WebSSL-DINO300M-224 Ascend NPU 部署指南

项目简介

WebSSL-DINO300M-224 是一个 300M 参数的 Vision Transformer (ViT) 模型，使用 DINOv2 自监督学习方法在 20 亿张网页图片上训练。本项目提供其在华为 Ascend NPU 环境下的部署方案。

特性

支持 Ascend NPU 推理加速
CPU vs NPU 精度对比测试
图像特征提取能力
224x224 分辨率支持

环境信息

项目	版本/内容
设备	Ascend 910B

目录结构

webssl-dino300m-full2b-224-ascend/
├── inference.py          # 精度测试脚本
├── test.log               # 测试日志
├── README.md             # 本文档

部署步骤

1. 设置环境变量

source /usr/local/Ascend/ascend-toolkit/set_env.sh

2. 准备模型文件

模型文件应放在 webssl-dino300m-full2b-224/ 目录下：

config.json - 模型配置
preprocessor_config.json - 预处理器配置
model.safetensors - 模型权重

4. 执行精度测试

cd webssl-dino300m-full2b-224-ascend/
python3 inference.py

测试验证

精度测试结果

指标	实测值	阈值	状态
Max Error (sum)	6.11e-02	< 1.00e-01	PASS
Max Error (mean)	1.78e-05	< 1.00e-04	PASS
Max Error (std)	9.81e-05	< 1.00e-04	PASS

性能数据

操作	耗时
模型加载	7.59s
CPU 参考计算 (20 tensors)	0.90s
NPU 推理 (20 tensors)	0.09s
图像推理 (224x224)	4.86s

测试日志

完整测试日志保存在 test.log

使用示例

运行推理

import torch
from PIL import Image
from transformers import AutoImageProcessor, Dinov2Model

model_path = "webssl-dino300m-full2b-224"
device = torch.device("npu:0")

model = Dinov2Model.from_pretrained(
    model_path,
    dtype=torch.bfloat16,
    low_cpu_mem_usage=True
).to(device).eval()

processor = AutoImageProcessor.from_pretrained(model_path)

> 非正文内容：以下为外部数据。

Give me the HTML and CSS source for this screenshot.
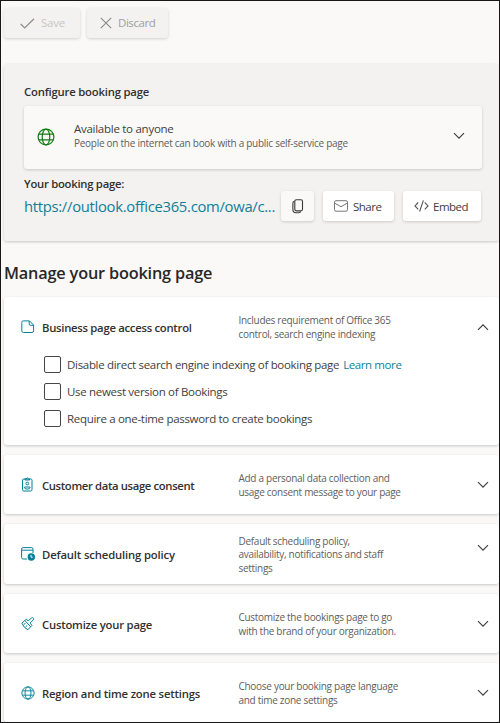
FILE: index.html
```html
<!DOCTYPE html>
<html lang="en">
<head>
<meta charset="utf-8">
<title>Booking page</title>
<link rel="stylesheet" href="styles.css">
</head>
<body>
<svg class="defs" width="0" height="0">
  <symbol id="globe" viewBox="0 0 18 18"><g fill="none" stroke="currentColor" stroke-width="1.2"><circle cx="9" cy="9" r="7.9"/><ellipse cx="9" cy="9" rx="3.8" ry="7.9"/><path d="M1.8 6.2h14.4M1.8 11.8h14.4"/></g></symbol>
  <symbol id="chevron" viewBox="0 0 12 8"><path d="M1 1.2l5 5 5-5" fill="none" stroke="currentColor" stroke-width="1.15"/></symbol>
</svg>
<main class="frame">
  <div class="toolbar">
    <button class="btn save"><svg width="15" height="11" viewBox="0 0 15 11"><path d="M.7 6l4 4L14 .8" fill="none" stroke="#8f8d8b" stroke-width="1.2"/></svg><span>Save</span></button>
    <button class="btn discard"><svg width="12" height="12" viewBox="0 0 12 12"><path d="M.8.8l10.4 10.4M11.2.8L.8 11.2" fill="none" stroke="#8f8d8b" stroke-width="1.2"/></svg><span>Discard</span></button>
  </div>
  <section class="config">
    <h2 class="label label-config">Configure booking page</h2>
    <div class="audience">
      <svg class="green" width="18" height="18"><use href="#globe"/></svg>
      <div class="audience-text">
        <p class="audience-title">Available to anyone</p>
        <p class="audience-desc">People on the internet can book with a public self-service page</p>
      </div>
      <svg class="chev" width="12" height="8"><use href="#chevron"/></svg>
    </div>
    <div class="link-row">
      <div class="link-block">
        <h2 class="label label-url">Your booking page:</h2>
        <a class="url">https://outlook.office365.com/owa/c...</a>
      </div>
      <button class="btn copy"><svg width="12" height="15" viewBox="0 0 12 15"><rect x="2.8" y=".7" width="7.7" height="11.2" rx="1.6" fill="none" stroke="#3b3a39" stroke-width="1.1"/><path d="M2.5 2.2Q.9 2.4.9 4.2v6.3q0 3.2 3 3.2h3q1.4 0 1.8-1.3" fill="none" stroke="#3b3a39" stroke-width="1.1"/></svg></button>
      <button class="btn share"><svg width="14" height="12" viewBox="0 0 14 12"><rect x=".5" y=".7" width="13" height="10.5" rx="1.5" fill="none" stroke="#777"/><path d="M.8 3.2L7 6.7l6.2-3.5" fill="none" stroke="#777"/></svg><span>Share</span></button>
      <button class="btn embed"><svg width="15" height="12" viewBox="0 0 15 12"><path d="M4.2 2.5L1 5.9l3.2 3.4M10.8 2.5L14 5.9l-3.2 3.4M9.4.4L5.6 11.5" fill="none" stroke="#555" stroke-width="1.1"/></svg><span>Embed</span></button>
    </div>
  </section>
  <h1 class="heading">Manage your booking page</h1>
  <div class="cards">
    <section class="card card-open">
      <div class="card-head">
        <svg class="icon" width="14" height="14" viewBox="0 0 14 14"><path d="M2.2.9h6.2l4.2 4.2v5.7q0 1.7-1.7 1.7H2.5Q.8 12.500.8 10.800V2.500Q.8.9 2.200.9zM8.200 1v3q0 1.300 1.300 1.300h3" fill="none" stroke="currentColor"/></svg>
        <h3 class="card-title t-access">Business page access control</h3>
        <p class="card-desc">Includes requirement of Office 365<br>control, search engine indexing</p>
        <svg class="chev up" width="12" height="8"><use href="#chevron"/></svg>
      </div>
      <div class="options">
        <label class="option"><span class="box"></span><span>Disable direct search engine indexing of booking page</span> <a class="learn">Learn more</a></label>
        <label class="option"><span class="box"></span><span>Use newest version of Bookings</span></label>
        <label class="option"><span class="box"></span><span>Require a one-time password to create bookings</span></label>
      </div>
    </section>
    <section class="card">
      <svg class="icon" width="14" height="15" viewBox="0 0 14 15"><g fill="none" stroke="currentColor"><rect x="1.500" y="2" width="9.500" height="12" rx="1.300"/><path d="M4 3V1.800h1.200Q6.250-.2 7.300 1.800h1.200V3z"/><circle cx="6.250" cy="6.500" r="1.400"/><path d="M3.500 10h5.500v.5q0 1.600-2.750 1.600T3.500 10.500z"/></g></svg>
      <h3 class="card-title t-consent">Customer data usage consent</h3>
      <p class="card-desc">Add a personal data collection and<br>usage consent message to your page</p>
      <svg class="chev" width="12" height="8"><use href="#chevron"/></svg>
    </section>
    <section class="card card-policy">
      <svg class="icon" width="14" height="14" viewBox="0 0 14 14"><path d="M6 12H2.200Q.6 12 .6 10.400V2.200Q.6.6 2.200.6h8.300Q12 .6 12 2.200V6M.6 3.200H12" fill="none" stroke="currentColor"/><circle cx="10.300" cy="10" r="3.700" fill="currentColor"/><path d="M10 7.900v2.300h1.700" fill="none" stroke="#fff"/></svg>
      <h3 class="card-title t-policy">Default scheduling policy</h3>
      <p class="card-desc">Default scheduling policy,<br>availability, notifications and staff<br>settings</p>
      <svg class="chev" width="12" height="8"><use href="#chevron"/></svg>
    </section>
    <section class="card">
      <svg class="icon" width="14" height="14" viewBox="0 0 14 14"><path d="M.8 6.200L5.200 2.300l1.900 1.500L10.600.9q1.400-.7 2 .5.300.9-.4 1.600L9 6.100l2 2.200-4.100 4.400Q3.200 11.300.8 6.200zM4 3.600l5.600 6.200M2.700 7.500l1.800-1.200M4.500 10l1.700-1.500" fill="none" stroke="currentColor"/></svg>
      <h3 class="card-title t-custom">Customize your page</h3>
      <p class="card-desc">Customize the bookings page to go<br>with the brand of your organization.</p>
      <svg class="chev" width="12" height="8"><use href="#chevron"/></svg>
    </section>
    <section class="card">
      <svg class="icon" width="14" height="14"><use href="#globe"/></svg>
      <h3 class="card-title t-region">Region and time zone settings</h3>
      <p class="card-desc">Choose your booking page language<br>and time zone settings</p>
      <svg class="chev" width="12" height="8"><use href="#chevron"/></svg>
    </section>
  </div>
</main>
</body>
</html>
```
FILE: styles.css
```css
* { box-sizing: border-box; }
body { margin: 0; font-family: "Open Sans", "Noto Sans", sans-serif; font-size: 11.5px; color: #403e3d; }
h1, h2, h3, p { margin: 0; }
svg { display: block; flex: none; }
.defs { position: absolute; }
.frame { width: 500px; height: 723px; border: 1px solid #171717; background: #faf9f8; padding: 7px 0 0 3px; overflow: hidden; }
.toolbar { display: flex; gap: 7px; height: 56px; }
.btn { display: flex; align-items: center; height: 30px; border: 0; border-radius: 3px; padding: 0; background: #fff; box-shadow: 0 1px 3px rgba(0,0,0,.17); font: 11.5px "Open Sans", sans-serif; letter-spacing: -.5px; color: #403e3d; white-space: nowrap; }
.toolbar .btn { background: #f3f2f1; color: #a19f9d; }
.toolbar .btn span { margin-top: -1px; }
.toolbar .save { width: 76px; padding-left: 16px; gap: 6px; color: #c8c6c4; letter-spacing: -.2px; }
.toolbar .discard { width: 81px; padding-left: 13px; gap: 6px; letter-spacing: -.45px; }
.config { height: 177px; padding: 19px 17px 0 20px; background: #f3f2f1; border-radius: 3px; box-shadow: 0 1px 3px rgba(0,0,0,.2); }
.label { font-size: 11.3px; font-weight: 600; line-height: 18px; letter-spacing: -.2px; color: #323130; white-space: nowrap; }
.label-url { letter-spacing: -.27px; }
.audience { display: flex; align-items: center; height: 63px; margin-top: 5px; padding: 0 17px 0 13px; background: #faf9f8; border-radius: 3px; box-shadow: 0 1px 3px rgba(0,0,0,.18); }
.green { color: #107c10; margin-top: -2px; }
.audience-text { flex: 1; margin-left: 19px; margin-top: -4px; white-space: nowrap; }
.audience-title { font-size: 11.5px; line-height: 15px; letter-spacing: -.27px; }
.audience-desc { font-size: 10px; line-height: 15px; letter-spacing: -.27px; color: #605e5c; }
.chev { color: #403e3d; }
.audience .chev { margin-top: -4px; }
.link-row { display: flex; align-items: flex-start; padding-top: 6px; }
.link-block { width: 257px; white-space: nowrap; }
.url { display: block; font-size: 14.8px; line-height: 27px; letter-spacing: -.29px; color: #0f7f99; }
.link-row .btn { margin-top: 16px; }
.copy { width: 33px; justify-content: center; background: #faf9f8; }
.share { width: 71px; margin-left: 9px; padding-left: 11px; gap: 5px; }
.embed { width: 78px; margin-left: 9px; padding-left: 11px; gap: 4px; }
.heading { height: 56px; padding-top: 20px; font-size: 16.3px; line-height: 24px; letter-spacing: -.18px; font-weight: 600; color: #292827; white-space: nowrap; }
.cards { display: grid; gap: 10px; }
.card { display: flex; align-items: center; height: 59px; padding: 0 10px 0 17px; background: #fff; border-radius: 3px; box-shadow: 0 1px 3px rgba(0,0,0,.2); }
.card-open { display: block; height: 148px; }
.card-head { display: flex; align-items: center; height: 59px; }
.card-policy { height: 60px; }
.icon { color: #038099; }
.card-title { width: 196.5px; margin-left: 7px; font-size: 11.3px; line-height: 16px; font-weight: 600; color: #323130; padding-top: 2px; white-space: nowrap; }
.t-access { letter-spacing: -.28px; }
.t-consent { letter-spacing: -.36px; }
.t-policy { letter-spacing: -.15px; }
.t-custom { letter-spacing: -.22px; }
.t-region { letter-spacing: -.19px; }
.card-desc { flex: 1; font-size: 10px; line-height: 13.3px; letter-spacing: -.29px; color: #605e5c; padding-top: 2px; white-space: nowrap; }
.up { transform: rotate(180deg); }
.card-policy .chev { margin-top: -12px; }
.options { padding-left: 23px; display: grid; gap: 10px; }
.option { display: flex; align-items: center; height: 17px; font-size: 11.5px; letter-spacing: -.31px; white-space: nowrap; }
.box { width: 17px; height: 17px; margin-right: 6px; border: 1px solid #484644; border-radius: 2px; background: #fff; }
.learn { margin-left: 4px; letter-spacing: -.4px; color: #0f7f99; }
```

image = Image.open("path/to/image.jpg")
inputs = processor(images=image, return_tensors="pt")
pixel_values = inputs["pixel_values"].to(device)

with torch.no_grad():
    outputs = model(pixel_values=pixel_values)
    cls_features = outputs.last_hidden_state[:, 0]
    patch_features = outputs.last_hidden_state[:, 1:]
    print(f"CLS features shape: {cls_features.shape}")
    print(f"Patch features shape: {patch_features.shape}")

处理器调用说明

BitImageProcessor 的调用方式:

inputs = processor(
    images=image,      # PIL Image 或 numpy array
    return_tensors="pt"
)

模型结构

模型主要组件:

组件	说明
embeddings	图像嵌入 (cls_token, position_embeddings, patch_embeddings)
encoder	Transformer 编码器 (24层)
output	特征输出

常见问题

Q: 精度测试失败?

A: 检查 NPU 驱动是否正确安装, 确保 CANN 环境变量已 source。

Q: 支持哪些图像格式?

A: 支持 PIL Image 支持的所有格式, 包括 JPEG, PNG, RGB 等。

Q: 推理时间较长?

A: DINOv2 模型较大 (300M 参数), 首次推理需要约 5 秒。后续推理会使用缓存。

许可证

本项目遵循 WebSSL-DINO300M 原始许可证 (cc-by-nc-4.0)。